- **OBJECTIVE**:
Copy out the whole listing exactly as written, leaving the pictures behind.

- **GIVEN INFORMATION**:
------------------------------------
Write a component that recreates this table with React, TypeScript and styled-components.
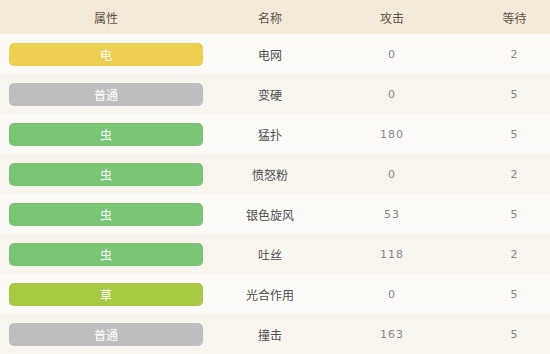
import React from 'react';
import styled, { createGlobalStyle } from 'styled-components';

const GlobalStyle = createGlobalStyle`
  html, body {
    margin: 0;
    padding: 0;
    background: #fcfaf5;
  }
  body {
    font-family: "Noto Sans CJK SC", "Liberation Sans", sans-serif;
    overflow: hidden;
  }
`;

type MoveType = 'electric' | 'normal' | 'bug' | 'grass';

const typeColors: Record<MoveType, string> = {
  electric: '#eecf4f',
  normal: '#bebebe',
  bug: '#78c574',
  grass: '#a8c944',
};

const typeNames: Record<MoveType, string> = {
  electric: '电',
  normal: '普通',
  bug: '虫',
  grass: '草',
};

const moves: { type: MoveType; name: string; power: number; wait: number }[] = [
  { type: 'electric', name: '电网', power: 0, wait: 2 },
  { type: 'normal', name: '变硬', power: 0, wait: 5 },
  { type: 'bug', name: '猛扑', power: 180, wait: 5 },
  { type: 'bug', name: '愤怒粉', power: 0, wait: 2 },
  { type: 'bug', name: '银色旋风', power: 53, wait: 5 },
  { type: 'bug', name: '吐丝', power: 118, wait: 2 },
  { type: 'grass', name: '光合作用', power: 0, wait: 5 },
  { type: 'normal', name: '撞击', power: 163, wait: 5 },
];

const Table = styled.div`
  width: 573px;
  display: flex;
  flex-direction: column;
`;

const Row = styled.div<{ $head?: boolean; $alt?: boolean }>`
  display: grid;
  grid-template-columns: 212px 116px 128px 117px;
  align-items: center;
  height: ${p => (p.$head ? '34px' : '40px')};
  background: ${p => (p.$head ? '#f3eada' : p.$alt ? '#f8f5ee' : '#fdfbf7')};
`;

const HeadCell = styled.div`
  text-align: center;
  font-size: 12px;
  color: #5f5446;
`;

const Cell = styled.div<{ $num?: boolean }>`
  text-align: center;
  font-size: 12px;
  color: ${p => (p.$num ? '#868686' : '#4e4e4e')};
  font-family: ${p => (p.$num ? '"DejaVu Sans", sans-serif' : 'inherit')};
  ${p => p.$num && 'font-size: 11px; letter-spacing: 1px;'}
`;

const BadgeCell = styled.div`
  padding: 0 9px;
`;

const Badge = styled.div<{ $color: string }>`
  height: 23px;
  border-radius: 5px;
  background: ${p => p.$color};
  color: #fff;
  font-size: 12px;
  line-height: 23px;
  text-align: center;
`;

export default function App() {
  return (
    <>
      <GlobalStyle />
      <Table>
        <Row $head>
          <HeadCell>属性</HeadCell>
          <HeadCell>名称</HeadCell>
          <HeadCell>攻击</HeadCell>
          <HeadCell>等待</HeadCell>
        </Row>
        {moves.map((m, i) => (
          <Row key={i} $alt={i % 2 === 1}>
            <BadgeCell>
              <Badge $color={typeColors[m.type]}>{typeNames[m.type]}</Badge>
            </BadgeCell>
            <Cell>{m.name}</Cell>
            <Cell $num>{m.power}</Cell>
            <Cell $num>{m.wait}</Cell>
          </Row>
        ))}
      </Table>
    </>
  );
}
------------------------------------
- **THE OUTPUT**:
Write a component that recreates this table with React, TypeScript and styled-components.
import React from 'react';
import styled, { createGlobalStyle } from 'styled-components';

const GlobalStyle = createGlobalStyle`
  html, body {
    margin: 0;
    padding: 0;
    background: #fcfaf5;
  }
  body {
    font-family: "Noto Sans CJK SC", "Liberation Sans", sans-serif;
    overflow: hidden;
  }
`;

type MoveType = 'electric' | 'normal' | 'bug' | 'grass';

const typeColors: Record<MoveType, string> = {
  electric: '#eecf4f',
  normal: '#bebebe',
  bug: '#78c574',
  grass: '#a8c944',
};

const typeNames: Record<MoveType, string> = {
  electric: '电',
  normal: '普通',
  bug: '虫',
  grass: '草',
};

const moves: { type: MoveType; name: string; power: number; wait: number }[] = [
  { type: 'electric', name: '电网', power: 0, wait: 2 },
  { type: 'normal', name: '变硬', power: 0, wait: 5 },
  { type: 'bug', name: '猛扑', power: 180, wait: 5 },
  { type: 'bug', name: '愤怒粉', power: 0, wait: 2 },
  { type: 'bug', name: '银色旋风', power: 53, wait: 5 },
  { type: 'bug', name: '吐丝', power: 118, wait: 2 },
  { type: 'grass', name: '光合作用', power: 0, wait: 5 },
  { type: 'normal', name: '撞击', power: 163, wait: 5 },
];

const Table = styled.div`
  width: 573px;
  display: flex;
  flex-direction: column;
`;

const Row = styled.div<{ $head?: boolean; $alt?: boolean }>`
  display: grid;
  grid-template-columns: 212px 116px 128px 117px;
  align-items: center;
  height: ${p => (p.$head ? '34px' : '40px')};
  background: ${p => (p.$head ? '#f3eada' : p.$alt ? '#f8f5ee' : '#fdfbf7')};
`;

const HeadCell = styled.div`
  text-align: center;
  font-size: 12px;
  color: #5f5446;
`;

const Cell = styled.div<{ $num?: boolean }>`
  text-align: center;
  font-size: 12px;
  color: ${p => (p.$num ? '#868686' : '#4e4e4e')};
  font-family: ${p => (p.$num ? '"DejaVu Sans", sans-serif' : 'inherit')};
  ${p => p.$num && 'font-size: 11px; letter-spacing: 1px;'}
`;

const BadgeCell = styled.div`
  padding: 0 9px;
`;

const Badge = styled.div<{ $color: string }>`
  height: 23px;
  border-radius: 5px;
  background: ${p => p.$color};
  color: #fff;
  font-size: 12px;
  line-height: 23px;
  text-align: center;
`;

export default function App() {
  return (
    <>
      <GlobalStyle />
      <Table>
        <Row $head>
          <HeadCell>属性</HeadCell>
          <HeadCell>名称</HeadCell>
          <HeadCell>攻击</HeadCell>
          <HeadCell>等待</HeadCell>
        </Row>
        {moves.map((m, i) => (
          <Row key={i} $alt={i % 2 === 1}>
            <BadgeCell>
              <Badge $color={typeColors[m.type]}>{typeNames[m.type]}</Badge>
            </BadgeCell>
            <Cell>{m.name}</Cell>
            <Cell $num>{m.power}</Cell>
            <Cell $num>{m.wait}</Cell>
          </Row>
        ))}
      </Table>
    </>
  );
}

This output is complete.